What is required — Copy each line that holds "this".

Records for processing —
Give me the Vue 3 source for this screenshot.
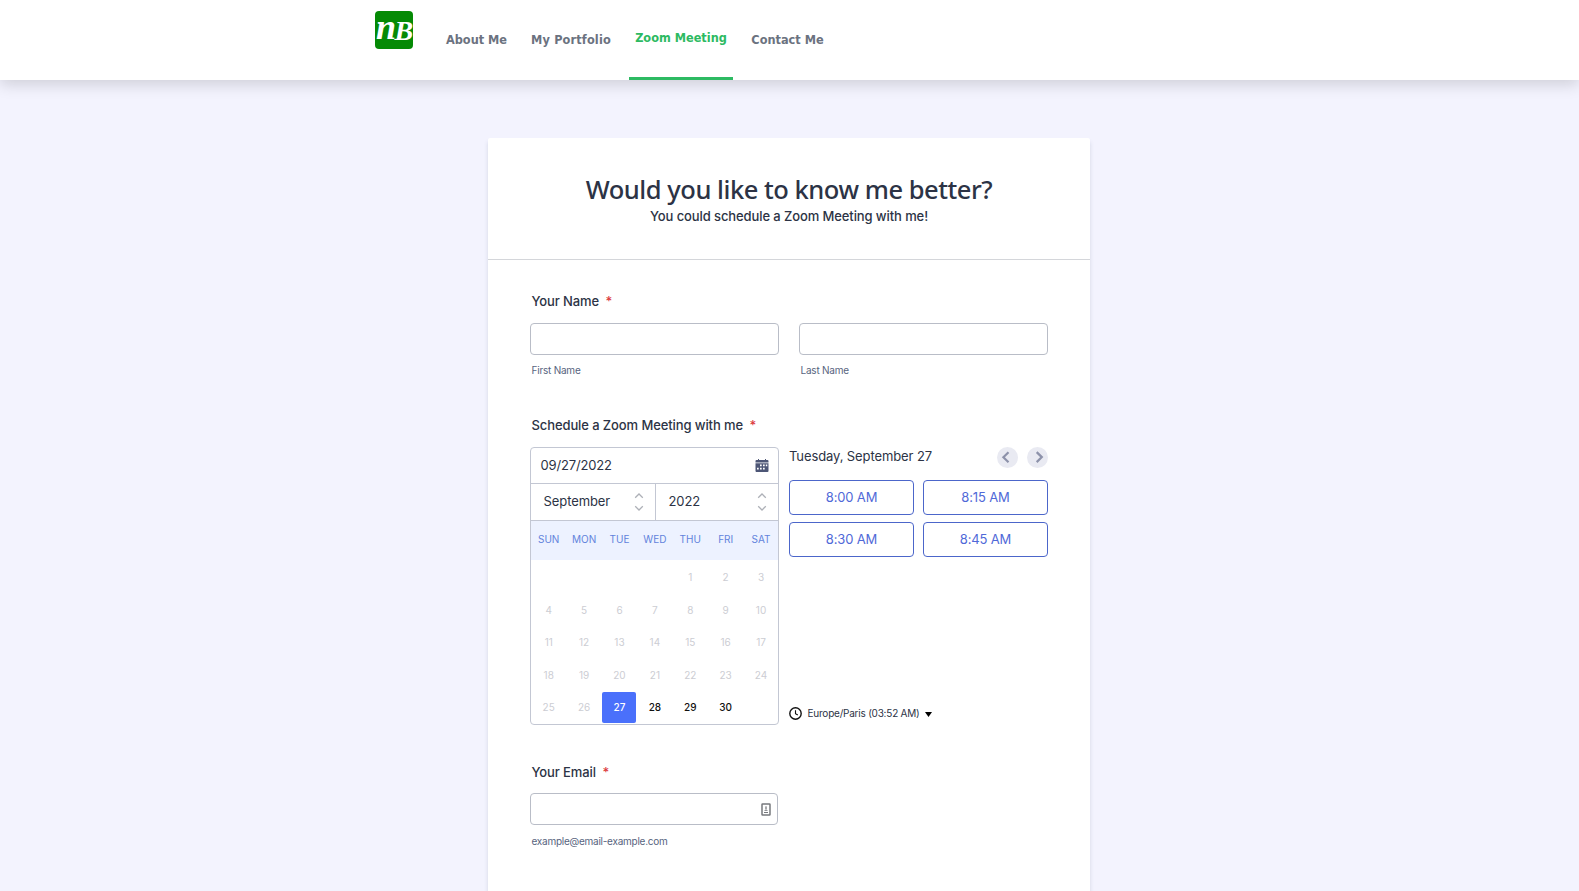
...
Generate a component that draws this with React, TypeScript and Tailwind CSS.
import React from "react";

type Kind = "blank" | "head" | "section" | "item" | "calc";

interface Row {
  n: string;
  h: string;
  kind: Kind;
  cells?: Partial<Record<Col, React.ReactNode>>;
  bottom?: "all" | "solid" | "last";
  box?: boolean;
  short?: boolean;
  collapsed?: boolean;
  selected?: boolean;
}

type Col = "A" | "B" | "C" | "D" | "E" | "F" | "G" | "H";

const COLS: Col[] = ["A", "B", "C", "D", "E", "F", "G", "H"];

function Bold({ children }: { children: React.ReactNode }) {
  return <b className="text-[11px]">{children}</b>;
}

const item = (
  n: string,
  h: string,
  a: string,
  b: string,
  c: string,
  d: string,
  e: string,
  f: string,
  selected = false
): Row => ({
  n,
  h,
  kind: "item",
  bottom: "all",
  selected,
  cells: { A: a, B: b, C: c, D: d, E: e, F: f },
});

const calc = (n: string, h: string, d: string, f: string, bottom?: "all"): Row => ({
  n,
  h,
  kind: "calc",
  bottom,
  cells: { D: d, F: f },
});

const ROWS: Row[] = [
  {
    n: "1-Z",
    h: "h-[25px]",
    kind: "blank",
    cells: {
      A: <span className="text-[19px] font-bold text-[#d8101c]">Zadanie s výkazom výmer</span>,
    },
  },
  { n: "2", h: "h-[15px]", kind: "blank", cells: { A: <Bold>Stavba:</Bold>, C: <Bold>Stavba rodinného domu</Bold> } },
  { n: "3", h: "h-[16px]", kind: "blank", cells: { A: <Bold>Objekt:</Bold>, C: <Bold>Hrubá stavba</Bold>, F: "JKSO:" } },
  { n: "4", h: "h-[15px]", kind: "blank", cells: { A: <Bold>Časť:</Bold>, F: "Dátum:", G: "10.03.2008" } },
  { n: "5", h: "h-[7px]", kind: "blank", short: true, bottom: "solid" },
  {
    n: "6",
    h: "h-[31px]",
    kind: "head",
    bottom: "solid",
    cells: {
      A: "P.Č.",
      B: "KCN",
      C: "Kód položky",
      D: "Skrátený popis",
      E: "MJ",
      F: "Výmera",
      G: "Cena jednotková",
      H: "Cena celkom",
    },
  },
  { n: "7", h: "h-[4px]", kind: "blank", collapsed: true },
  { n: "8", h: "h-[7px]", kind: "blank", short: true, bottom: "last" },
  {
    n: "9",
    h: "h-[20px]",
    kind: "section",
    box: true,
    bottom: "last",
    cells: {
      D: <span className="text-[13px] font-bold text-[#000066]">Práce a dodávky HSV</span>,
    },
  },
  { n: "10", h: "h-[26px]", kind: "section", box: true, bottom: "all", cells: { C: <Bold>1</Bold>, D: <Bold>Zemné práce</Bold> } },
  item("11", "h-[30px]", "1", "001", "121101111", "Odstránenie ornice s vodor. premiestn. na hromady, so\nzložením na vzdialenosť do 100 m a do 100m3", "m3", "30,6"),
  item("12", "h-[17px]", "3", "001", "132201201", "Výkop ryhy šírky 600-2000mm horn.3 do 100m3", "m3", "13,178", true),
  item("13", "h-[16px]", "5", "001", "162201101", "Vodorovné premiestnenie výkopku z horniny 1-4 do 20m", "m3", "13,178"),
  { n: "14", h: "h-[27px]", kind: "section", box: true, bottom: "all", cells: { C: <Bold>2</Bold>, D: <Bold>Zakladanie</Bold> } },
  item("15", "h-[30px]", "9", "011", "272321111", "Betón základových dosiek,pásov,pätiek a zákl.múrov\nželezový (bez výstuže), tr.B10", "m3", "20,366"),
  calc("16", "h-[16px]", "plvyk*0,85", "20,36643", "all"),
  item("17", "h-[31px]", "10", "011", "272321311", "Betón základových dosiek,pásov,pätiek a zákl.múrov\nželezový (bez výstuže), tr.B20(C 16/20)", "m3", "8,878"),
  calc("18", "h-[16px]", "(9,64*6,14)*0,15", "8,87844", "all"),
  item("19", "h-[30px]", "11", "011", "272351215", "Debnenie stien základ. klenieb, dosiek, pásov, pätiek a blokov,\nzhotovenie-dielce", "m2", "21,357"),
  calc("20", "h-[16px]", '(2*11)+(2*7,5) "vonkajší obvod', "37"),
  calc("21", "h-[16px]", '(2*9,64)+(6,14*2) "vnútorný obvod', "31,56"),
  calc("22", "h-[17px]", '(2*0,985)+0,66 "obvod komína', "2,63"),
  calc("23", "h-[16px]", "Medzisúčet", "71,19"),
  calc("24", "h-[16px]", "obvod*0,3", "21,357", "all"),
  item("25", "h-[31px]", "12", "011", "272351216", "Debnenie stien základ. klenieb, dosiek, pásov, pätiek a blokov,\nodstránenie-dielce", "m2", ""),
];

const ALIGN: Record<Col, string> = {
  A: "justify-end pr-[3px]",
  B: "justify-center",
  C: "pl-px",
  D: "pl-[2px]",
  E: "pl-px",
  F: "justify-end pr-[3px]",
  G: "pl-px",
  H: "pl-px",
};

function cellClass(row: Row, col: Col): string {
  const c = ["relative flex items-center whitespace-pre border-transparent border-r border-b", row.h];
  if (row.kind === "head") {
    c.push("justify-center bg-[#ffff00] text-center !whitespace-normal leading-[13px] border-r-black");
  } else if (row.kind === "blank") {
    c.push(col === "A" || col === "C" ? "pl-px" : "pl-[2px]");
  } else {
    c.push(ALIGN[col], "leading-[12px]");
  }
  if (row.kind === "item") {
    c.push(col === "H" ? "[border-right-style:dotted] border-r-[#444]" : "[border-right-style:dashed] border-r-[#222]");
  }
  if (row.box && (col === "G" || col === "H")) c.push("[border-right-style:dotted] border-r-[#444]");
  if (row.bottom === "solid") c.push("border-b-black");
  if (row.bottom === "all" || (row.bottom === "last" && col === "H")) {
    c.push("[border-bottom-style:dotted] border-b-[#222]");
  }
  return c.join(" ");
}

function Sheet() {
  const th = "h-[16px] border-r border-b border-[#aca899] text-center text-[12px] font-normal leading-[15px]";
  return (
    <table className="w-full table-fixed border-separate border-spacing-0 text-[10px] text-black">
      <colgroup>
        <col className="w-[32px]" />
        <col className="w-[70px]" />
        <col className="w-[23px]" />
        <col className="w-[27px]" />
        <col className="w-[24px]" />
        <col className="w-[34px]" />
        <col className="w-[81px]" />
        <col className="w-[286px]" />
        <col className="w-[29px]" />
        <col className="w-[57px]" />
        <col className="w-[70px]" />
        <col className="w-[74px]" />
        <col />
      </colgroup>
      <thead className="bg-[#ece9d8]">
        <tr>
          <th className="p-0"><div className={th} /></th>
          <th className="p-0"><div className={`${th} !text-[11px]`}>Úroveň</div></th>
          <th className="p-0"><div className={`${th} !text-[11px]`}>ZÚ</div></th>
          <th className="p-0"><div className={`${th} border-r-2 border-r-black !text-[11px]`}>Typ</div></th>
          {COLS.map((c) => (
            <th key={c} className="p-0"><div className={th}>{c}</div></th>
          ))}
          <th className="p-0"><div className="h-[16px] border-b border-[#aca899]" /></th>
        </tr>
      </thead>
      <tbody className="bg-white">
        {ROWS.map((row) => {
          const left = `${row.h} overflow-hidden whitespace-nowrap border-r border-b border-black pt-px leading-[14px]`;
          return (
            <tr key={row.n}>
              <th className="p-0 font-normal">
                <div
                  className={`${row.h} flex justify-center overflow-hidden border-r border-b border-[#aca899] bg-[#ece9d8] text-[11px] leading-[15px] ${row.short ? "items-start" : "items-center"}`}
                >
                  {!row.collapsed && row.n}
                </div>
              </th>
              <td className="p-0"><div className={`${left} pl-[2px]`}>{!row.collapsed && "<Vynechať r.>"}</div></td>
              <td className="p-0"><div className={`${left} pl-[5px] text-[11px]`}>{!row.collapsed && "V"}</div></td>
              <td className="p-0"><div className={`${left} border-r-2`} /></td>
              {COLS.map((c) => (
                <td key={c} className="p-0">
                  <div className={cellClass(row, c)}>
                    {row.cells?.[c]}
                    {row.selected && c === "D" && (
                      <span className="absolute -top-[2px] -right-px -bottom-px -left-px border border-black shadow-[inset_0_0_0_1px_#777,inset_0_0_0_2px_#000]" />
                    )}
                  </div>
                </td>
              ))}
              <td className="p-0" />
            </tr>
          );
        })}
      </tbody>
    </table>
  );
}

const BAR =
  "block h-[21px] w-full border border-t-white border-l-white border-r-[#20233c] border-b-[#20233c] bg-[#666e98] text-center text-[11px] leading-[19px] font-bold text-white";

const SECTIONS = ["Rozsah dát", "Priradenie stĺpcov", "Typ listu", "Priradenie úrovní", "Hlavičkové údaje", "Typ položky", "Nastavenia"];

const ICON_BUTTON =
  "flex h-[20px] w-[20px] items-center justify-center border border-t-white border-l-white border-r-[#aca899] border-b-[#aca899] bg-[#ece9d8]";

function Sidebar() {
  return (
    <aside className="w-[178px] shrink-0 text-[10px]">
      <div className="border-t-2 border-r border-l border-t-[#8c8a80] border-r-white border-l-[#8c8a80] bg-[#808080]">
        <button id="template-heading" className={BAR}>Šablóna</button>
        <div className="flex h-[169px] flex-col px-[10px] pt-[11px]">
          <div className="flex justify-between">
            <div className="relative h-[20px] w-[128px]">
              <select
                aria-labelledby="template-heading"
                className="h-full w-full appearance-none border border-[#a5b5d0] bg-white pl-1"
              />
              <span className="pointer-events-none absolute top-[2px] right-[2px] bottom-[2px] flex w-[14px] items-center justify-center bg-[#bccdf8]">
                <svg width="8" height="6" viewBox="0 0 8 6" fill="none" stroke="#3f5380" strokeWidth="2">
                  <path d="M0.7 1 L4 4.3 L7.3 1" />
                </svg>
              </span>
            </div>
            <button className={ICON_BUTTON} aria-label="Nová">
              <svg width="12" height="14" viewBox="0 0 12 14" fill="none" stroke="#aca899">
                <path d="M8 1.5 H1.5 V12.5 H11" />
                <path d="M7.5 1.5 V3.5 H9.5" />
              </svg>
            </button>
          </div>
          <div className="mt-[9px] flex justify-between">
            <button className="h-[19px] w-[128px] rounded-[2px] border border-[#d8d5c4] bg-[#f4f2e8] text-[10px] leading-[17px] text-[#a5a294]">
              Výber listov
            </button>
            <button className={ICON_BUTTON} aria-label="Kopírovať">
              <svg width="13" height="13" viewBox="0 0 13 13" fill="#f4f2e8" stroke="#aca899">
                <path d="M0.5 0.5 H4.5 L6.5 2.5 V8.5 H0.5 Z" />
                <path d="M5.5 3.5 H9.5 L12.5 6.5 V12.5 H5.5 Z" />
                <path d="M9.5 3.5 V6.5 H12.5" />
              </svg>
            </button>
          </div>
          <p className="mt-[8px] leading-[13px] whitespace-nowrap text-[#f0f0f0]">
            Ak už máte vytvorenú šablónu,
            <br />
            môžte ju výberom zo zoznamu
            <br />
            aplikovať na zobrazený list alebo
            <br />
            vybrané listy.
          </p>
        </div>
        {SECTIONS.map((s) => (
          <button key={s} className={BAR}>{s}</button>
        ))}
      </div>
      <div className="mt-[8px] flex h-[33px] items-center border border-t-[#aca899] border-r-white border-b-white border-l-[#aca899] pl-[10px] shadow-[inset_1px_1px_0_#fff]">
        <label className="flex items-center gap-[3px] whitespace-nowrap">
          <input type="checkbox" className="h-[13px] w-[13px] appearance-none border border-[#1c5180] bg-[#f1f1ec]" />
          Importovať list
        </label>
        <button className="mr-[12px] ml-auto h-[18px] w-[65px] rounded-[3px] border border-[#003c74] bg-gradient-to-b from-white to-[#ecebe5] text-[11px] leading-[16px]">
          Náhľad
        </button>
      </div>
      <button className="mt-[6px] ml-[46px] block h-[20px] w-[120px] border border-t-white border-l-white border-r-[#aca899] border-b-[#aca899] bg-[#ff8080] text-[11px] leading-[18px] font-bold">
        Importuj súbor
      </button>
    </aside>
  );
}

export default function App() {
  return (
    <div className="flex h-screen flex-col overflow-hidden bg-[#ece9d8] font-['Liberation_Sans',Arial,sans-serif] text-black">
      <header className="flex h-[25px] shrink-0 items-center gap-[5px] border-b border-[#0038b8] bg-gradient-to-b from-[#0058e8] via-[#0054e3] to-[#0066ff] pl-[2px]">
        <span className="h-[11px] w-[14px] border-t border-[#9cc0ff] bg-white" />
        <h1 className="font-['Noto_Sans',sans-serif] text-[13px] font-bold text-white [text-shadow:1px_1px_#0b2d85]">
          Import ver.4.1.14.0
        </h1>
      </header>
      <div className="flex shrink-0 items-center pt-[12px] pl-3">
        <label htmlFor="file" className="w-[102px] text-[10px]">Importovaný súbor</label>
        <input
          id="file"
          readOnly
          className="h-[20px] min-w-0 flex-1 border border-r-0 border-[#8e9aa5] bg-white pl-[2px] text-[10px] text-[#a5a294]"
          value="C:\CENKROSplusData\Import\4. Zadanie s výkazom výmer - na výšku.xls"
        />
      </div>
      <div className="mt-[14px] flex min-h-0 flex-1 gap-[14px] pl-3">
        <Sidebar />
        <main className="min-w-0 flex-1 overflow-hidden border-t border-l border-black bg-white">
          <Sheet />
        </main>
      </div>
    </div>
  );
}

Output —
Give me the Vue 3 source for this screenshot.
Generate a component that draws this with React, TypeScript and Tailwind CSS.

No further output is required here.